Artifact optimization is the layer most teams already touch without naming it. It covers agents that rewrite their own prompts, refine few-shot examples, or generate new tool definitions based on what worked last run. DSPy-style prompt compilers and self-critique loops that edit their own instructions both live here. Nothing about the underlying model changes; the artifacts surrounding it do.

Harness self-improvement sits one layer deeper. This is evolution in the scaffolding: an agent that edits its own orchestration logic, restructures its memory retrieval, or adds a new skill to a persistent library it can call later. Voyager’s Minecraft skill library and agents that rewrite their own subagent routing fall into this category. The model stays frozen. The system built around it gets smarter.

Model learning is the layer most people picture when they hear “self-improving AI,” and it is also the rarest in practice. This is genuine weight change: online fine-tuning, reinforcement learning from the agent’s own trajectories, or distillation back into the base model. It requires training infrastructure that most teams building on top of a hosted API simply do not have.

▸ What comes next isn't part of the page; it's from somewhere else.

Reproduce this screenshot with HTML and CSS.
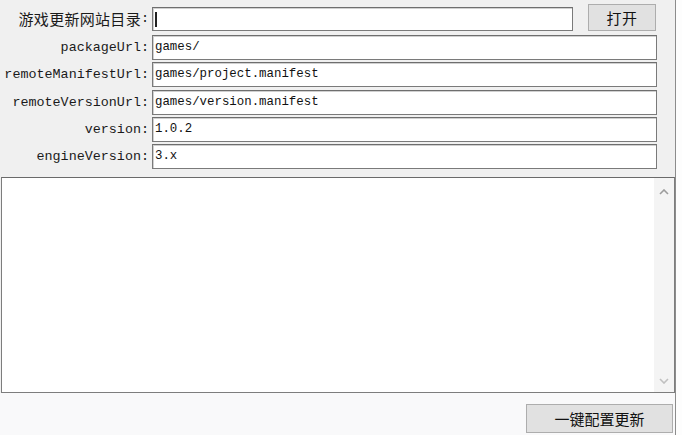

The distinction lands directly on the recursive self-improvement conversation that has circulated since GPT-4’s release. Most publicly demonstrated “self-improving” agents operate at the artifact or harness level, which is reversible and cheap to iterate on. Claims that imply model-level learning, the layer that would actually compound capability over time, deserve more scrutiny about what specifically is being updated and how.

For builders, the practical guidance is to invest where the taxonomy shows the highest return relative to cost. Artifact optimization is nearly free to experiment with and should be a default part of any agent’s feedback loop. Harness self-improvement, giving an agent the ability to extend its own tool library or restructure its memory, is where most of the real capability gains over the next year will come from, since it requires no retraining infrastructure at all. Model learning remains the domain of labs with the compute and data pipelines to run it safely, and teams without that infrastructure should stop describing prompt tweaks as if they belonged in the same category.

Based on a taxonomy proposed by researcher Shilong Liu on X in July 2026.